It seems that in today’s school-going digi-technical skills have overcome both ethical and academic aspirations of education. A lot of attention is focusing on what young people need to know about technology – that is, the forms of competence and understanding they need if they are going to use technology effectively and for wanted purposes, in terms of digital literacy. Within this educational tendency, technology can, even maybe imperceptibly, fade the classical educational aspirations of internalizing empathy, developing social capabilities and academic skills, as well as the learner’s haptic connection with a text as a manifold object to work with.

Today young people are offered a new kind of literacy.
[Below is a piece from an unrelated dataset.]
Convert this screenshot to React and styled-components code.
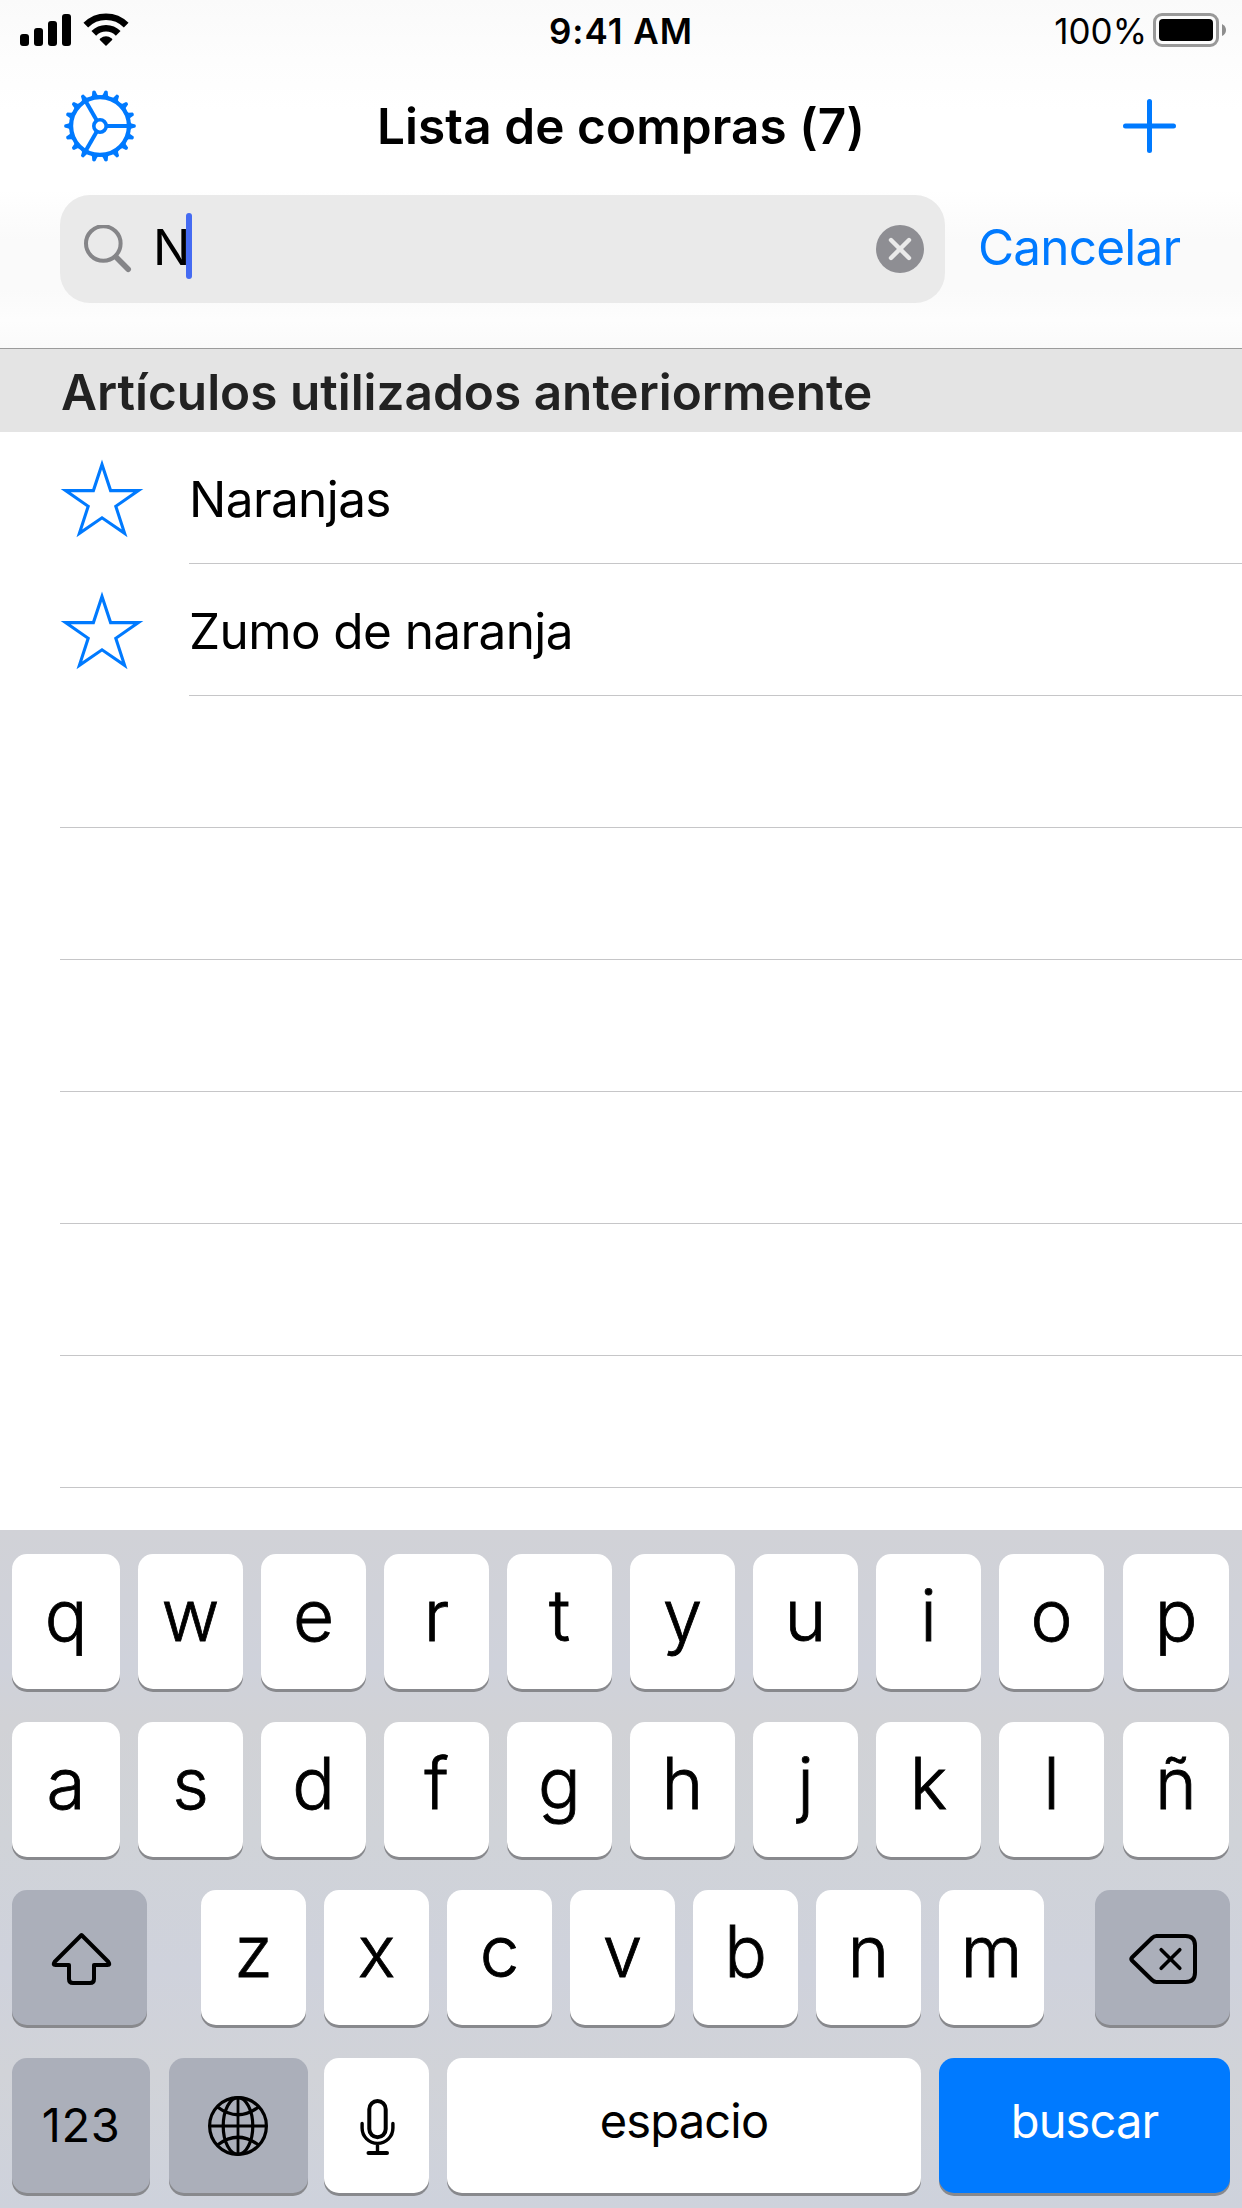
import React, { useState } from 'react';
import styled, { createGlobalStyle } from 'styled-components';

const GlobalStyle = createGlobalStyle`
  * {
    box-sizing: border-box;
  }

  body {
    margin: 0;
    background: #fff;
    font-family: Inter, "Liberation Sans", sans-serif;
    color: #000;
  }
`;

const Screen = styled.div`
  width: 1242px;
  height: 2208px;
  display: flex;
  flex-direction: column;
  overflow: hidden;
  background: #fff;
`;

const Header = styled.header`
  height: 349px;
  flex: none;
  border-bottom: 1px solid #9b9b9b;
  background: linear-gradient(#fafafa 0, #fdfdfd 60px, #fff 110px, #fff 190px, #fafafa 240px, #fafafa 290px, #fdfdfd 320px, #fafafa 348px);
`;

const StatusBar = styled.div`
  display: grid;
  grid-template-columns: 1fr auto 1fr;
  align-items: center;
  height: 60px;
  padding: 3px 16px 0 16px;
  font-size: 35px;
  line-height: 40px;
`;

const StatusGroup = styled.div`
  display: flex;
  align-items: center;
  justify-content: ${(props) => (props.$end ? 'flex-end' : 'flex-start')};
  gap: ${(props) => (props.$end ? '6px' : '12px')};
  padding-left: ${(props) => (props.$end ? 0 : '4px')};

  svg {
    display: block;
    margin-top: -3px;
  }
`;

const Clock = styled.span`
  margin-top: -2px;
  font-weight: 600;
  letter-spacing: 1px;
`;

const BatteryLevel = styled.span`
  margin-top: -2px;
  letter-spacing: 0;
`;

const NavBar = styled.div`
  display: grid;
  grid-template-columns: 1fr auto 1fr;
  align-items: center;
  height: 132px;
  padding: 0 60px;
`;

const IconButton = styled.button`
  display: flex;
  justify-self: ${(props) => (props.$end ? 'end' : 'start')};
  padding: 0;
  border: none;
  background: none;
  color: #007aff;
  cursor: pointer;
`;

const Title = styled.h1`
  margin: 0;
  font-size: 49.5px;
  font-weight: 600;
  line-height: 60px;
  letter-spacing: 0.07px;
  white-space: nowrap;
`;

const SearchRow = styled.div`
  display: flex;
  align-items: center;
  padding: 3px 60px 0;
`;

const SearchField = styled.div`
  display: flex;
  align-items: center;
  width: 885px;
  height: 108px;
  padding: 0 21px 0 24px;
  border-radius: 30px;
  background: #eaeaea;
`;

const SearchText = styled.div`
  flex: 1;
  display: flex;
  align-items: center;
  height: 66px;
  margin: 0 0 6px 21px;
  font-size: 49.5px;
  line-height: 66px;
`;

const Query = styled.span`
  padding-top: 2px;
`;

const Caret = styled.span`
  width: 6px;
  height: 66px;
  margin-left: -4px;
  border-radius: 3px;
  background: #456bf2;
`;

const CancelButton = styled(IconButton)`
  margin: -4px 0 0 33px;
  font: 400 49.5px/60px Inter, "Liberation Sans", sans-serif;
  letter-spacing: -0.8px;
`;

const SectionTitle = styled.h2`
  flex: none;
  height: 83px;
  margin: 0;
  padding: 2px 61px 0;
  background: #e4e4e4;
  color: #222;
  font-size: 49.5px;
  font-weight: 600;
  line-height: 82px;
  letter-spacing: 0;
  white-space: nowrap;
`;

const List = styled.ul`
  flex: 1;
  margin: 0;
  padding: 0;
  list-style: none;
  overflow: hidden;
`;

const Item = styled.li`
  display: flex;
  height: 132px;
  padding-left: 60px;
`;

const ItemStar = styled.div`
  width: 129px;
  padding-top: 26px;
`;

const ItemBody = styled.div`
  flex: 1;
  border-bottom: 1px solid #c6c6c8;
  font-size: 49.5px;
  line-height: 134px;
  letter-spacing: -0.6px;
`;

const Keyboard = styled.div`
  flex: none;
  display: flex;
  flex-direction: column;
  gap: 33px;
  height: 678px;
  padding: 24px 12px 0;
  background: linear-gradient(#d1d2d7 0, #cfd2db 20%, #d1d2d6 28%, #d0d3d8 45%, #cfd2dc 65%, #d1d3d8 80%, #ced2dc 100%);
`;

const KeyRow = styled.div`
  display: flex;
  height: 135px;
`;

const keyColors = {
  light: '#fff',
  dark: '#abafba',
  blue: '#007aff',
};

const Key = styled.button`
  display: flex;
  flex: none;
  align-items: center;
  justify-content: center;
  width: ${(props) => props.$width || 105}px;
  height: 135px;
  margin: 0 0 0 ${(props) => props.$gap ?? 18}px;
  padding: 0 0 ${(props) => props.$lift || 0}px;
  border: none;
  border-radius: 15px;
  background: ${(props) => keyColors[props.$tone || 'light']};
  box-shadow: 0 3px 0 #88898d;
  color: ${(props) => (props.$tone === 'blue' ? '#fff' : '#000')};
  font-family: Inter, "Liberation Sans", sans-serif;
  font-size: ${(props) => props.$size || 71}px;
  font-weight: ${(props) => (props.$size ? 400 : 300)};
  line-height: 80px;
  letter-spacing: ${(props) => props.$spacing || 0}px;
  -webkit-text-stroke: ${(props) => (props.$size ? 0 : '0.8px')} #000;
`;

const SignalIcon = () => (
  <svg width="51" height="34" viewBox="0 0 51 34">
    <rect x="0" y="21" width="9" height="12" rx="3" />
    <rect x="14" y="15" width="9" height="18" rx="3" />
    <rect x="28" y="8" width="9" height="25" rx="3" />
    <rect x="42" y="1" width="9" height="32" rx="3" />
  </svg>
);

const WifiIcon = () => (
  <svg width="46" height="34" viewBox="0 0 46 34">
    <g fill="none" stroke="#000" strokeWidth="6.6">
      <path d="M2.8 12.2 A28.5 28.5 0 0 1 43.2 12.2" />
      <path d="M10.8 20.3 A17.2 17.2 0 0 1 35.2 20.3" />
    </g>
    <path d="M23 33 L16.9 27 Q16.2 26.2 17.2 25.5 Q23 21.2 28.8 25.5 Q29.8 26.2 29.1 27 Z" />
  </svg>
);

const BatteryIcon = () => (
  <svg width="73" height="34" viewBox="0 0 73 34">
    <rect x="1.5" y="1.5" width="63" height="31" rx="7.5" fill="none" stroke="#999" strokeWidth="3" />
    <rect x="6" y="6" width="54" height="22" rx="4" />
    <path d="M69 11 Q73 13 73 17 Q73 21 69 23 Z" fill="#8e8e8e" />
  </svg>
);

const TEETH = Array.from({ length: 18 }, (_, i) => i * 20);
const SPOKES = [0, 120, 240];

const GearIcon = () => (
  <svg width="80" height="74" viewBox="-40 -37 80 74">
    <g fill="none" stroke="currentColor">
      <circle r="28.9" strokeWidth="4.2" />
      <circle r="6.2" strokeWidth="3.6" />
      {SPOKES.map((angle) => (
        <path key={angle} d="M7 0 H28" strokeWidth="4" transform={`rotate(${angle})`} />
      ))}
    </g>
    {TEETH.map((angle) => (
      <path
        key={angle}
        d="M29.5 -4.6 L31.5 -2.6 L35.3 -1.6 Q36.6 0 35.3 1.6 L31.5 2.6 L29.5 4.6 Z"
        fill="currentColor"
        transform={`rotate(${angle})`}
      />
    ))}
  </svg>
);

const PlusIcon = () => (
  <svg width="66" height="60" viewBox="0 0 66 60">
    <path d="M9.5 30 H57.5 M33.5 5.5 V54.5" fill="none" stroke="currentColor" strokeWidth="5" strokeLinecap="round" />
  </svg>
);

const SearchIcon = () => (
  <svg width="48" height="48" viewBox="0 0 48 48">
    <g fill="none" stroke="#858588" strokeLinecap="round">
      <circle cx="19.3" cy="18.5" r="17.3" strokeWidth="4" />
      <path d="M32 32 L44.2 44.2" strokeWidth="5.6" />
    </g>
  </svg>
);

const ClearIcon = () => (
  <svg width="48" height="48" viewBox="0 0 48 48">
    <circle cx="24" cy="24" r="24" fill="#8e8e93" />
    <path d="M15 15 L33 33 M33 15 L15 33" stroke="#eaeaea" strokeWidth="4.4" strokeLinecap="round" />
  </svg>
);

const StarIcon = () => (
  <svg width="84" height="82" viewBox="0 0 84 82">
    <path
      d="M42 6.5 L50.6 32.6 H78.4 L55.8 48.3 L64.6 75.3 L42 59.8 L19.4 75.3 L28.2 48.3 L5.6 32.6 H33.4 Z"
      fill="none"
      stroke="#007aff"
      strokeWidth="3.1"
      strokeMiterlimit="10"
    />
  </svg>
);

// every key icon is drawn on an 80x80 board centred on its key
const KeyIcon = ({ children }) => (
  <svg width="80" height="80" viewBox="0.5 0.5 80 80" fill="none" stroke="#000" strokeWidth="4" strokeLinecap="round" strokeLinejoin="round">
    {children}
  </svg>
);

const ShiftIcon = () => (
  <KeyIcon>
    <path d="M42 17.5 L69 44.5 Q71 47.5 68 47.5 H54.5 V61.5 Q54.5 65.5 50.5 65.5 H33.5 Q29.5 65.5 29.5 61.5 V47.5 H16 Q13 47.5 15 44.5 Z" />
  </KeyIcon>
);

const DeleteIcon = () => (
  <KeyIcon>
    <path d="M34 18.5 H63 Q72.5 18.5 72.5 28 V55 Q72.5 64.5 63 64.5 H34 Q31.5 64.5 29.5 62.5 L9.5 43 Q8 41.5 9.5 40 L29.5 20.5 Q31.5 18.5 34 18.5 Z" />
    <path d="M38.7 32.2 L57.3 50.8 M57.3 32.2 L38.7 50.8" strokeWidth="3.6" />
  </KeyIcon>
);

const GlobeIcon = () => (
  <KeyIcon>
    <g strokeWidth="3.2" strokeLinecap="butt">
      <circle cx="39.5" cy="40.5" r="28.4" />
      <ellipse cx="39.5" cy="40.5" rx="14.8" ry="28.4" />
      <path d="M39.5 12 V69 M11 40.5 H68" strokeWidth="2.8" />
      <path d="M19 21.5 Q39.5 37 60 21.5 M19 59.5 Q39.5 44 60 59.5" />
    </g>
  </KeyIcon>
);

const MicIcon = () => (
  <KeyIcon>
    <rect x="32.8" y="15.5" width="16.4" height="36.2" rx="8.2" strokeWidth="4" />
    <path d="M25.6 38 V42.5 A15.4 15.4 0 0 0 56.4 42.5 V38 M41 58 V67" strokeWidth="3.4" />
    <path d="M32 67.5 H50.5" />
  </KeyIcon>
);

const suggestions = ['Naranjas', 'Zumo de naranja'];
const emptyRows = 6;
const topLetters = ['qwertyuiop', 'asdfghjklñ'];

const App = () => {
  const [query, setQuery] = useState('N');

  const typeLetter = (letter) => {
    setQuery((current) => current + letter);
  };

  const renderLetter = (letter, props) => (
    <Key key={letter} $lift={13} onClick={() => typeLetter(letter)} {...props}>
      {letter}
    </Key>
  );

  // the outer columns are slightly wider than the others
  const edgeProps = (index) => {
    if (index === 0) return { $width: 108, $gap: 0 };
    if (index === 9) return { $width: 106, $gap: 19 };
    return {};
  };

  return (
    <>
      <GlobalStyle />
      <Screen>
        <Header>
          <StatusBar>
            <StatusGroup>
              <SignalIcon />
              <WifiIcon />
            </StatusGroup>
            <Clock>9:41 AM</Clock>
            <StatusGroup $end>
              <BatteryLevel>100%</BatteryLevel>
              <BatteryIcon />
            </StatusGroup>
          </StatusBar>
          <NavBar>
            <IconButton>
              <GearIcon />
            </IconButton>
            <Title>Lista de compras (7)</Title>
            <IconButton $end>
              <PlusIcon />
            </IconButton>
          </NavBar>
          <SearchRow>
            <SearchField>
              <SearchIcon />
              <SearchText>
                <Query>{query}</Query>
                <Caret />
              </SearchText>
              <IconButton onClick={() => setQuery('')}>
                <ClearIcon />
              </IconButton>
            </SearchField>
            <CancelButton>Cancelar</CancelButton>
          </SearchRow>
        </Header>
        <SectionTitle>Artículos utilizados anteriormente</SectionTitle>
        <List>
          {suggestions.map((name) => (
            <Item key={name}>
              <ItemStar>
                <StarIcon />
              </ItemStar>
              <ItemBody>{name}</ItemBody>
            </Item>
          ))}
          {Array.from({ length: emptyRows }, (_, index) => (
            <Item key={index}>
              <ItemBody />
            </Item>
          ))}
        </List>
        <Keyboard>
          {topLetters.map((letters) => (
            <KeyRow key={letters}>
              {letters.split('').map((letter, index) => renderLetter(letter, edgeProps(index)))}
            </KeyRow>
          ))}
          <KeyRow>
            <Key $tone="dark" $width={135} $gap={0}>
              <ShiftIcon />
            </Key>
            {'zxcvbnm'.split('').map((letter, index) => renderLetter(letter, index === 0 ? { $gap: 54 } : {}))}
            <Key $tone="dark" $width={135} $gap={51} onClick={() => setQuery(query.slice(0, -1))}>
              <DeleteIcon />
            </Key>
          </KeyRow>
          <KeyRow>
            <Key $tone="dark" $width={138} $gap={0} $size={47} $lift={2} $spacing={0.6}>
              123
            </Key>
            <Key $tone="dark" $width={139} $gap={19}>
              <GlobeIcon />
            </Key>
            <Key $gap={16}>
              <MicIcon />
            </Key>
            <Key $width={474} $size={47} $lift={9} $spacing={-0.8} onClick={() => typeLetter(' ')}>
              espacio
            </Key>
            <Key $tone="blue" $width={291} $size={47} $lift={9} $spacing={-0.9}>
              buscar
            </Key>
          </KeyRow>
        </Keyboard>
      </Screen>
    </>
  );
};

export default App;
When literacy in the nearby educational history meant learning letters and words, often in verbal intergenerational interaction, digital literacy of today means use of digital devices, starting with ‘synthetic’ songs, cartoons, or game applications for toddlers. Electric toys can be programmed to give even emotional impressions when a baby presses or pushes certain parts of them. These devices are advertised with assumptions that educational aims can be reached now in new kinds of agendas for meeting and perceiving – but can they, actually? At least this far there are no longitudinal research data to convince that.

CONCLUDING NOTES

Only a couple of decades ago a concept of information society, connected with the idea of network society, was introduced (see e.g., Castells 2000). Already during the sunrise of that societal revolution the links between knowing and technology were obvious even not inevitably explicitly articulated (see e.g., Finnish Prime Minister’s Office 2006). After this, the links have been strengthened and it is no longer possible to participate in formal education in practice without the necessary technological know-how and owning (buying and investigating in) digital devices. The digitalization of education, thus, is not a choice to be made but a covering and forcing reality.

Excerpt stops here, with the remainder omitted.